Cycle municipal : baisse des investissements
Comme les recettes de fonctionnement augmentent moins (+6,9 milliards d'euros) que les dépenses (+7,1 milliards d'euros), l'épargne brute sera en 2008 négative (-200 millions d'euros). Ce qui, au vu des données de Dexia, ne devrait pas réduire les marges de manœuvre des collectivités : les soldes d'épargne ayant fortement augmenté les années précédentes. Ce sont 20 milliards d'euros d'épargne nette affectée à l'investissement en 2008. Enfin, le cycle d'investissement communal devrait l'année des élections et l'année suivante être en baisse et si en 2007, les investissements ont été bien plus élevés que ceux prévus, "l'année 2008 devrait retrouver son profil classique de première année de mandat avec une baisse des dépenses d'équipement des communes de 3,3% en volume qui correspond à une quasi-stabilisation en valeur". Reste comme le rappelait Dexia dans une note de janvier dernier que les collectivités gardent une place de choix dans les investissements publics : "Les collectivités représentent plus des deux tiers de l'investissement public européen." Si les ressources sont donc en 2008 moins dynamiques, la place de l'autofinancement reste prépondérant : l'épargne brute contribue à hauteur de 67%, les subventions et participations en représentent 21% et le recours à l'endettement complète les financements (12%).
Clémence Villedieu
Quelques chiffres
1- Fonctionnement
- Recettes courantes : 181,5 milliards d'euros (contre 174,6 milliards d'euros en 2007) dont recettes fiscales : 107,3 milliards d'euros (soit +4,7% par rapport à 2007) et dotations de l'Etat : 45 milliards d'euros (+1,1%)

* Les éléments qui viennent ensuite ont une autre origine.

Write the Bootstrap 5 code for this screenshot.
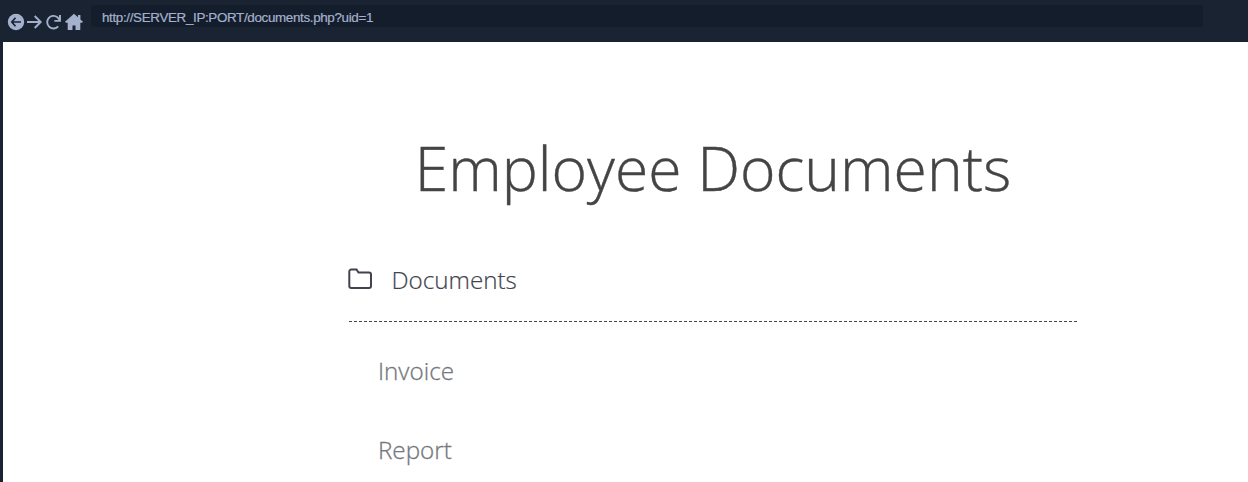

- Dépenses de gestion : 139,5 milliards d'euros dont 51,5 milliards d'euros de dépenses de personnel (+8,1%)
- Epargne de gestion : 42 milliards d'euros (soit +0,4 % par rapport à 2007)
- Epargne brute : 36,5 milliards d'euros.
2- Investissement
- Dépenses d'investissement : 54,2 milliards d'euros (+1,5%)
- Moyens de financement : 54,2 milliards d'euros dont autofinancement : 36,5 milliards d'euros (-0,6%) ; emprunts nouveaux : 20,7 milliards d'euros (+2,7%) ;; remboursements : 14,4 milliards d'euros.